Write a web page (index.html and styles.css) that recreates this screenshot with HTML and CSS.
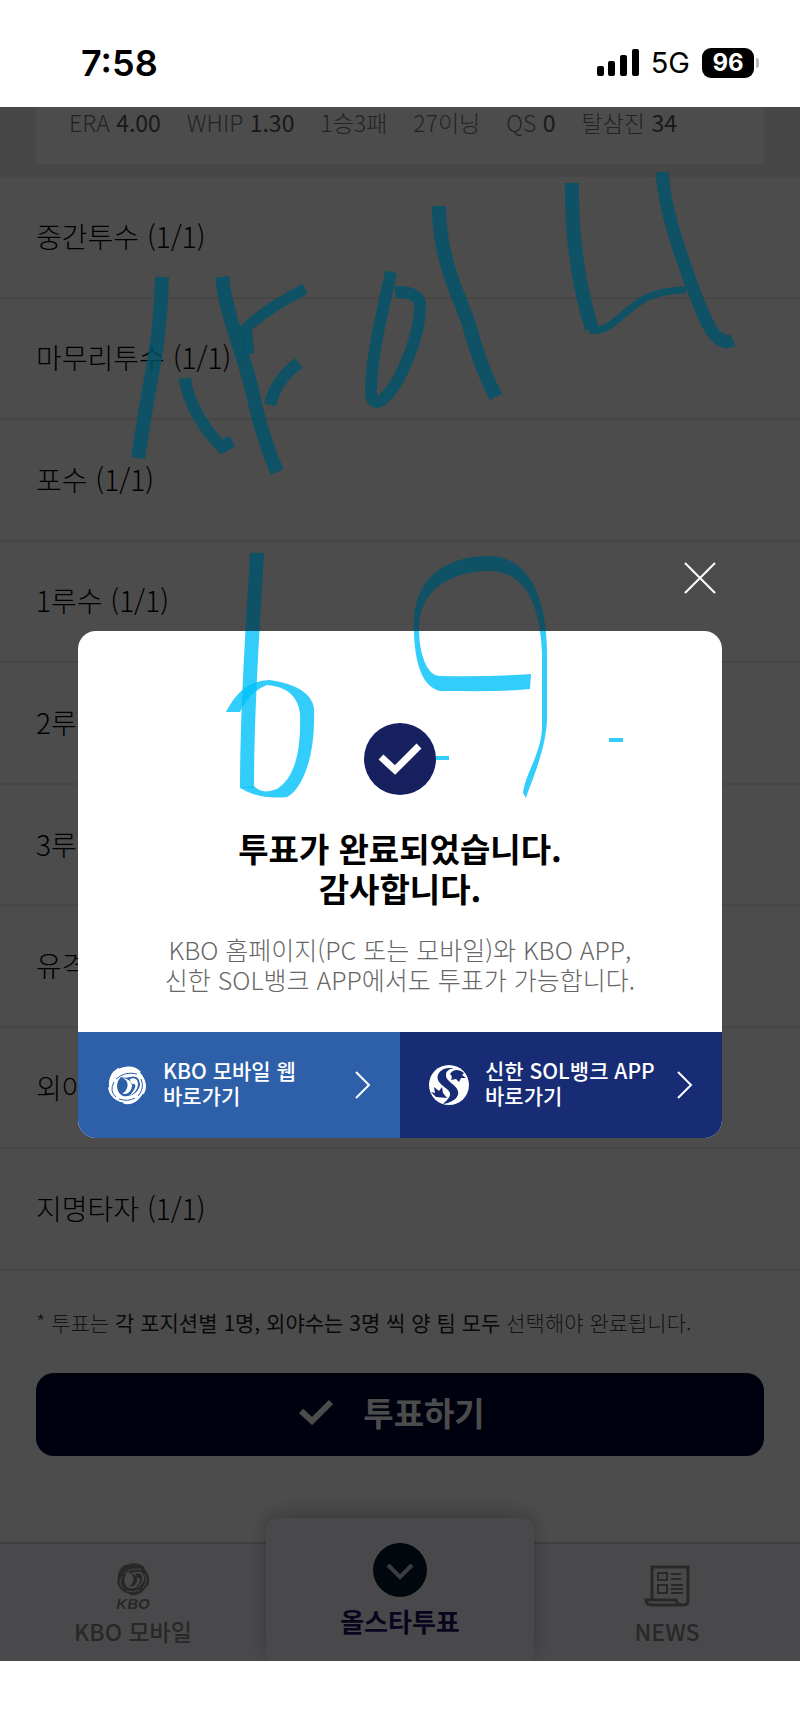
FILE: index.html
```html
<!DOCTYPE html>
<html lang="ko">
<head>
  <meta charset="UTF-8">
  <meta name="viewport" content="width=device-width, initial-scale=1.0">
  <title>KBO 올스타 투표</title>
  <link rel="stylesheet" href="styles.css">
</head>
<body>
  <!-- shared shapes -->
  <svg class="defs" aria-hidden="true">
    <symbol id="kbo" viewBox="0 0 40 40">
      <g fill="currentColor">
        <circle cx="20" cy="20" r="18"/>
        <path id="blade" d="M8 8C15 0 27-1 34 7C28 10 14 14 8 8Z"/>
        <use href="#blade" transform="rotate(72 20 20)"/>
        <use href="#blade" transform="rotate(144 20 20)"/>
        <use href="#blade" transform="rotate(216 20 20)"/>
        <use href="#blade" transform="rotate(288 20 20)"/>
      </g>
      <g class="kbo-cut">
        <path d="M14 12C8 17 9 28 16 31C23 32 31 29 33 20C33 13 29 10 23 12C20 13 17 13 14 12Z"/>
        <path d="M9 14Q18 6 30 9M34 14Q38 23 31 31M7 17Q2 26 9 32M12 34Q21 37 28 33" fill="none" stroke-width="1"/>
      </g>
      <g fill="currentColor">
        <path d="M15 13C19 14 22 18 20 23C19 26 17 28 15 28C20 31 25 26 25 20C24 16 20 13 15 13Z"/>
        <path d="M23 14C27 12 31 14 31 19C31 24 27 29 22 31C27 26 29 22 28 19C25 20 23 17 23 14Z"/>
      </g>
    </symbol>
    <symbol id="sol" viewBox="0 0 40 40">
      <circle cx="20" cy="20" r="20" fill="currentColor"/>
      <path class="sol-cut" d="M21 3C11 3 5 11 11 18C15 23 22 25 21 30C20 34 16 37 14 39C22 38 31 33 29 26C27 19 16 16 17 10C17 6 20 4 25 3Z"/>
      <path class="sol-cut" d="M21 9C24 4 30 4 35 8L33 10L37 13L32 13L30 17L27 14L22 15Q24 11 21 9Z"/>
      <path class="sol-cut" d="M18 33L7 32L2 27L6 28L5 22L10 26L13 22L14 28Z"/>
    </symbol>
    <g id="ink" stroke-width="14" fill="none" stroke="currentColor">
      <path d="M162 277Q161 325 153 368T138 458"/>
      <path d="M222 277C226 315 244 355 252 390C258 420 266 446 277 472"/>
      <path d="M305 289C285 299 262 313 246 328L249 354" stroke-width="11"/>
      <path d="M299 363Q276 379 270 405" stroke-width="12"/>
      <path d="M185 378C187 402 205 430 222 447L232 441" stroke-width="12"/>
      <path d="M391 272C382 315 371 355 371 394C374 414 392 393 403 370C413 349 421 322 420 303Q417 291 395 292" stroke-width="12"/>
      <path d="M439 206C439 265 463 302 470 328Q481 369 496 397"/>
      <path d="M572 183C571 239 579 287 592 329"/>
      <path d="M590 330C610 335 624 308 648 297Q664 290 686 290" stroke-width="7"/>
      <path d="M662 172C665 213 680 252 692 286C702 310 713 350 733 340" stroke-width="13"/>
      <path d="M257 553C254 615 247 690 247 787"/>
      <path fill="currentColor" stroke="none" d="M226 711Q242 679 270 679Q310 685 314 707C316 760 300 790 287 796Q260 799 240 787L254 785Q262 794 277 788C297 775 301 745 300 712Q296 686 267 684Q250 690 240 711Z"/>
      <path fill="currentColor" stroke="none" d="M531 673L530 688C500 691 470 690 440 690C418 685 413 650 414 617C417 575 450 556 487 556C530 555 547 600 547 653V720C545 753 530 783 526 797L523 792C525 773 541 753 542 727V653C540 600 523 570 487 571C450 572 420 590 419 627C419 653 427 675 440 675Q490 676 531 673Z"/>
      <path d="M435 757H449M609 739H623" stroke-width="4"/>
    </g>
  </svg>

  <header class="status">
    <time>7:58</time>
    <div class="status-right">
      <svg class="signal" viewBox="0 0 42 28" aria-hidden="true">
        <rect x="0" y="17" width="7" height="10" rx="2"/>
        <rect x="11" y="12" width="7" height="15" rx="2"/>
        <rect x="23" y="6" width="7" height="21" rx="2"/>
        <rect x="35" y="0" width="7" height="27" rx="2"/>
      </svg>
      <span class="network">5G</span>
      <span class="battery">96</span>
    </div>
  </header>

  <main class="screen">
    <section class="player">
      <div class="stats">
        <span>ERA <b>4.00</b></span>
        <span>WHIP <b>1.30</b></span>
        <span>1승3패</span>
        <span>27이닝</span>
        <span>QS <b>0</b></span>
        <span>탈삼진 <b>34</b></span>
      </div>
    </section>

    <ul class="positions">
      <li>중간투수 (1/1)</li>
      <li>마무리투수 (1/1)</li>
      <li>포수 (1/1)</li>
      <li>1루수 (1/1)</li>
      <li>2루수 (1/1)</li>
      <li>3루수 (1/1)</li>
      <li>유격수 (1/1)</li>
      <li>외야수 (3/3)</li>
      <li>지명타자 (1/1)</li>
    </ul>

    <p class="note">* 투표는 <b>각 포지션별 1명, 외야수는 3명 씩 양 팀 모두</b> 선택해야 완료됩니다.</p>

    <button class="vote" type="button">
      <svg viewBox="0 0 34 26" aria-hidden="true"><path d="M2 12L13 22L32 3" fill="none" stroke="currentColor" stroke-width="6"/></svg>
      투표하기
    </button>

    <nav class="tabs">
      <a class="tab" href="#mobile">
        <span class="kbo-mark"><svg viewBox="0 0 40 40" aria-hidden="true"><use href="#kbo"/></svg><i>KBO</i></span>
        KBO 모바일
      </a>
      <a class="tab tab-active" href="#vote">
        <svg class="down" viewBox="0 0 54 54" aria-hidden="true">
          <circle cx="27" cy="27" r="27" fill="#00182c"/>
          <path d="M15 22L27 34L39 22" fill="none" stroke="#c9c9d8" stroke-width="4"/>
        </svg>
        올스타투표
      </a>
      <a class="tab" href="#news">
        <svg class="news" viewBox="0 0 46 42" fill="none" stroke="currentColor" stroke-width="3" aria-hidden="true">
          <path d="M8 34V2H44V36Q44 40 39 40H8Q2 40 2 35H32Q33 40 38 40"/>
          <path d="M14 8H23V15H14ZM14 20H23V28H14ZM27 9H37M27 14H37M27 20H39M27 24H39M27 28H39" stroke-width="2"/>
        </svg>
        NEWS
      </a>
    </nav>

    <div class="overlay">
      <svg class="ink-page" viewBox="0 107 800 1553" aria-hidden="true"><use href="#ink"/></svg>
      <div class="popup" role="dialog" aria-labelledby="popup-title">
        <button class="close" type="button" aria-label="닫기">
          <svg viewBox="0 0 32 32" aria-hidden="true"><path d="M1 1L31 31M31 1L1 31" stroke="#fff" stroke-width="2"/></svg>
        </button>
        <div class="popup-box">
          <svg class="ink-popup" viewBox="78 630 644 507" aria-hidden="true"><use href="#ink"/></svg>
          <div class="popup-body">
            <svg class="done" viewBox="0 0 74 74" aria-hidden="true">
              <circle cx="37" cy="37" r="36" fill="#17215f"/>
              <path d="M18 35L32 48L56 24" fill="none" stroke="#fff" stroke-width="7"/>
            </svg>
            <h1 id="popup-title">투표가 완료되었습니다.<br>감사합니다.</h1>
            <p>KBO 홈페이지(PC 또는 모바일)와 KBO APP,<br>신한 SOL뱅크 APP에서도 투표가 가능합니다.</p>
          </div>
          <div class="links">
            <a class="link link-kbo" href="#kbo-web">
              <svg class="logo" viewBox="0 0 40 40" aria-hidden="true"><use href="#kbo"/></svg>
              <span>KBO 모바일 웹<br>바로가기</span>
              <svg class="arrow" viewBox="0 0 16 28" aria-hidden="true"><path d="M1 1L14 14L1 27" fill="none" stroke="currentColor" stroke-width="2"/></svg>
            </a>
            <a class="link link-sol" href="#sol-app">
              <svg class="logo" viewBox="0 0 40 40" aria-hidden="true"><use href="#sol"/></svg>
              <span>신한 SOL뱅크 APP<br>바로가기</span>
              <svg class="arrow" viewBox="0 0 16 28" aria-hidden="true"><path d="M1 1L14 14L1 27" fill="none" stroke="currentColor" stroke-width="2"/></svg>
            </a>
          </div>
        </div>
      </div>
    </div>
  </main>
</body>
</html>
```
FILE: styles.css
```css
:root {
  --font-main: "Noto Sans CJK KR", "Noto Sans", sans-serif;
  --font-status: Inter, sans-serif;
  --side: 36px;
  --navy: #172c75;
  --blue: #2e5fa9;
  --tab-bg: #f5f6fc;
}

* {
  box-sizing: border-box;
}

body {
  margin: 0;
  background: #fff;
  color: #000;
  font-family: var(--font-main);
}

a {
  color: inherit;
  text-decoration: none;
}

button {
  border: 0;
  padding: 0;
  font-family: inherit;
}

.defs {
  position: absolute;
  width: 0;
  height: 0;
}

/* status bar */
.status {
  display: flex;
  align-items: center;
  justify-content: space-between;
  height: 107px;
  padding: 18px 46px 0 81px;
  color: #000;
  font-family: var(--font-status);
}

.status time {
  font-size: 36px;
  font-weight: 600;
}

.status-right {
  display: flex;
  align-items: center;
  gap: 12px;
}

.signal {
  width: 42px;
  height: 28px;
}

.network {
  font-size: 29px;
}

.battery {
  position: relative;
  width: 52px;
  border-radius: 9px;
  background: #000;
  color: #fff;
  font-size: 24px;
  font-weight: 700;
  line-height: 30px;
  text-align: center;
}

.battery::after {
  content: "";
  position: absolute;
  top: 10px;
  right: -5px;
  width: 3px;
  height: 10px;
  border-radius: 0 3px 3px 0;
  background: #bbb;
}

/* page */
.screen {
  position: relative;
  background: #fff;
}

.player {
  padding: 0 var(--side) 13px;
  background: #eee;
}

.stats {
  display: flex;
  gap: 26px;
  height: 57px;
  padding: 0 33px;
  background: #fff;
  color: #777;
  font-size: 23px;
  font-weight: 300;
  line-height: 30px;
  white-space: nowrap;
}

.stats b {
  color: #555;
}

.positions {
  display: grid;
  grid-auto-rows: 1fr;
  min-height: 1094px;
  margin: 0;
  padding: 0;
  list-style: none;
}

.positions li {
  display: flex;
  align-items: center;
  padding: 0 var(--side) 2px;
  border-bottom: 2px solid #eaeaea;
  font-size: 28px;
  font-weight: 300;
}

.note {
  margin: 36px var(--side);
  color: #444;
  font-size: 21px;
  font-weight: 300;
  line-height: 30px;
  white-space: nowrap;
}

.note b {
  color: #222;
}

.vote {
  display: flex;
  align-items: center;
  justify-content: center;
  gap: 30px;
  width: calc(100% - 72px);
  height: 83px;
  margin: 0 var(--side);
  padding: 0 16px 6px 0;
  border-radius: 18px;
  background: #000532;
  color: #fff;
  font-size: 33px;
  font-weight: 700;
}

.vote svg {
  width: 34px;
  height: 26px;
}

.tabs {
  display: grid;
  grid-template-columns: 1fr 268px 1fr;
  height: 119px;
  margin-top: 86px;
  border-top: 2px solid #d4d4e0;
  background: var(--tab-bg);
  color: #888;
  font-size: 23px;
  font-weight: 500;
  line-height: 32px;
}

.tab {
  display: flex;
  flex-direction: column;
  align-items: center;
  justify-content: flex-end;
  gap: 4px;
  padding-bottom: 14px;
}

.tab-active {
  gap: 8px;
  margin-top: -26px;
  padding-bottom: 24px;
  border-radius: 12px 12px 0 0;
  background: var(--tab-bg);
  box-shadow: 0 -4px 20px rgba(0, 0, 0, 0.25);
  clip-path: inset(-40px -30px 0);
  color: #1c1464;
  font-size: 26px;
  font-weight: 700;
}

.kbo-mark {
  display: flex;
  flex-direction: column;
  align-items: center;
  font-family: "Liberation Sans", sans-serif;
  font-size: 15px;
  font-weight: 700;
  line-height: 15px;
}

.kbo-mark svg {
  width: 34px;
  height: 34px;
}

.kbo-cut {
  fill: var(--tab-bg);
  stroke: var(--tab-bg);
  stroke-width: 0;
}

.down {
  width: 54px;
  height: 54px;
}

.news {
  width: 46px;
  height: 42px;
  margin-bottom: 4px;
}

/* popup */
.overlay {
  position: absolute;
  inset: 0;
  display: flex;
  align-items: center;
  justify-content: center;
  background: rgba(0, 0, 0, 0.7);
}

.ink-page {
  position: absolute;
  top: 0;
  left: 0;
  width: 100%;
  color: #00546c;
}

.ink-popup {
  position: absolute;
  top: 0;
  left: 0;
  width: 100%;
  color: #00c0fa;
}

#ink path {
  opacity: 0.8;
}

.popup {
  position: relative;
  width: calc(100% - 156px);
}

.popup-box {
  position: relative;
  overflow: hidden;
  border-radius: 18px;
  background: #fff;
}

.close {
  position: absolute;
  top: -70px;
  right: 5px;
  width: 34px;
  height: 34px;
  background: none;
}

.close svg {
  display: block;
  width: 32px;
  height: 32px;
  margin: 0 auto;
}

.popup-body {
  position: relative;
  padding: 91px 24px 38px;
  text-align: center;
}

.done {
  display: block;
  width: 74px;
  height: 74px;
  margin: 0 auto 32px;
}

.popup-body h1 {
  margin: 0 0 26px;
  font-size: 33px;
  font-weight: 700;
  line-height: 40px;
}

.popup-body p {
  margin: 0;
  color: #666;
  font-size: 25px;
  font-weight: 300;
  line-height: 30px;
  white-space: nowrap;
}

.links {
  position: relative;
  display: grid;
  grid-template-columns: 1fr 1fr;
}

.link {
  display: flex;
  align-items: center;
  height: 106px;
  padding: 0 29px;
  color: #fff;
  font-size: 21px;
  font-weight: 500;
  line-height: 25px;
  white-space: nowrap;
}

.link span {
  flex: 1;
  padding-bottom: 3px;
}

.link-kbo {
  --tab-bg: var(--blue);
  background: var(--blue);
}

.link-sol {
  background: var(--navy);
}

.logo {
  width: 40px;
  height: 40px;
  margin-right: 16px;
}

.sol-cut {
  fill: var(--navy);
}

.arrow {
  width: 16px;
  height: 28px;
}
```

The request ▸
Find all lines holding the string "index" and copy them.

Written answer ▸
Write a web page (index.html and styles.css) that recreates this screenshot with HTML and CSS.
FILE: index.html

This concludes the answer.